Koreksi ekonomi global
Chief Economist OECD Laurence Boone mengatakan, perekonomian global dihadapkan pada kondisi perlemahan yang semakin serius. Perlambatan pertumbuhan ekonomi global menimbulkan kekhawatiran semua pihak. Perekonomian seluruh negara angora G20, termasuk Indonesia, diproyeksikan terus melemah.
Baca juga: Proyeksi Pertumbuhan Ekonomi Global Dipangkas, Indonesia Dapat Bertahan
“Kondisi ketidakpastian ini dipicu tensi perang Dagang AS-China yang berpotensi jangka panjang, sehingga menurunkan aktivitas perekonomian global. Untuk itu pemerintah perlu menurunkan suku bunga untuk menarik investasi di bidang infrastruktur,” ujar Boone.
OECD memproyeksikan pertumbuhan ekonomi global hanya 2,9 persen tahun 2019 dan 3 persen tahun 2020. Adapun pertumbuhan ekonomi kelompok negara anggota G20 sebesar 3,1 persen tahun 2019 dan 3,2 persen tahun 2020.
Risiko perekonomian global juga makin tinggi karena dipicu drama keputusan Brexit yang berpotensi mengakibatkan resesi di Inggris tahun 2020, perlambatan pertumbuhan ekonomi China, dan peningkatan utang yang tinggi serta kualitas kredit yang memburuk.
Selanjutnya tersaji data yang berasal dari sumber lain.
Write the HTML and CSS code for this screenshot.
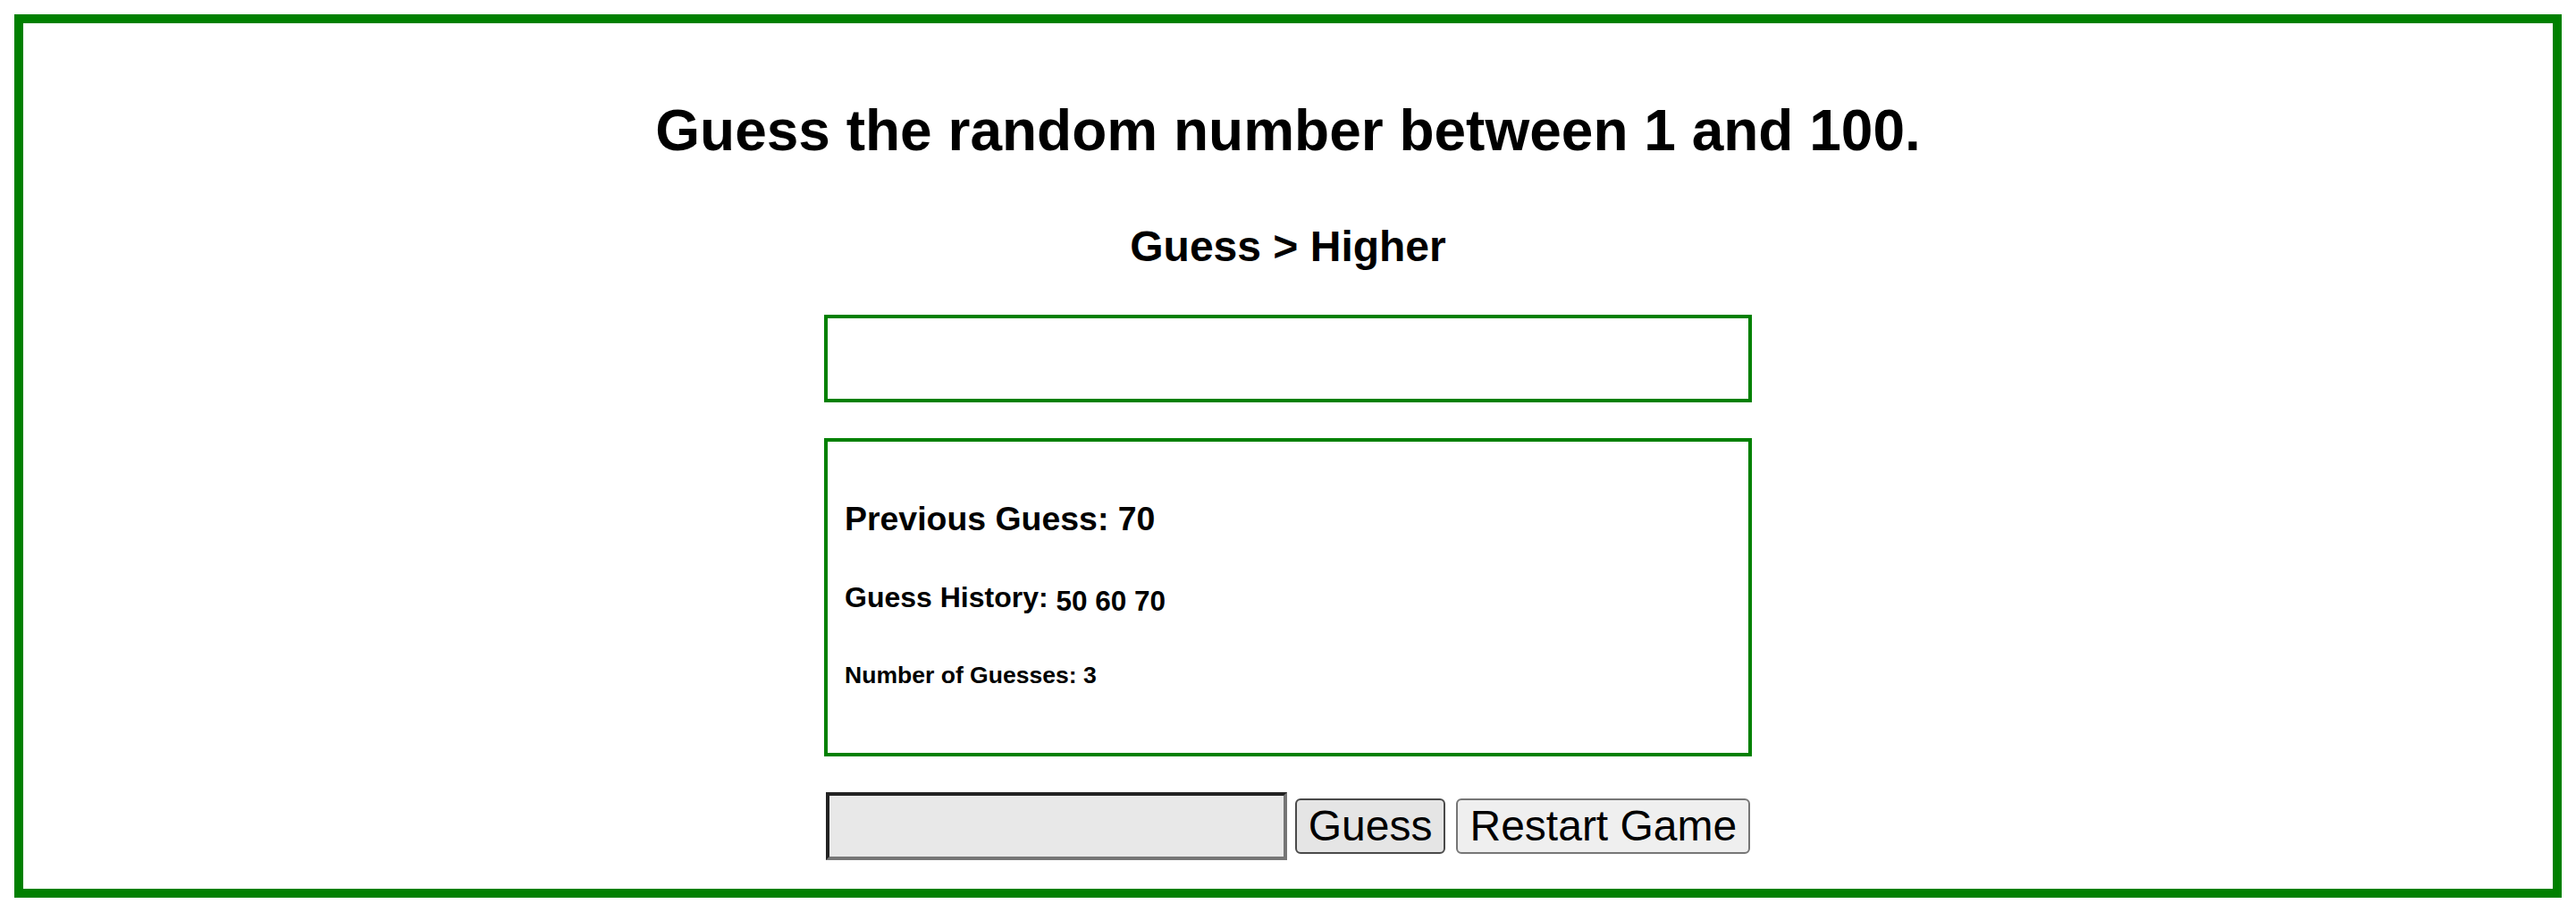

Kolaborasi kebijakan fiskal dan moneter jadi kunci untuk menarik investasi.
Baca juga: Waspadai Tren Pelebaran Defisit Pada Triwulan II
Secara terpisah, Kepala Lembaga Pusat Kajian Ekonomi Makro Universitas Indonesia Febrio Kacaribu mengatakan, perlambatan pertumbuhan ekonomi, terutama di beberapa negara maju, seperti India dan China, mendorong perlemahan aktivitas manufaktur global. Hal itu mengakibatkan pasar keuangan global bergejolak.
“Investasi portofolio bergeser ke aset yang lebih aman, seperti komoditas emas,” kata Febrio.
Bagi negara yang tergantung modal asing, seperti Indonesia, kondisi itu menyebabkan volatilitas nilai tukar. Sepanjang Agustus 2019, kurs rupiah terhadap dollar AS melemah sekitar 2 persen.
Imbal hasil obligasi Pemerintah Indonesia tenor 10 tahun dan 1 tahun juga meningkat menjadi masing-masing sebesar 7,6 persen dan 6,3 persen.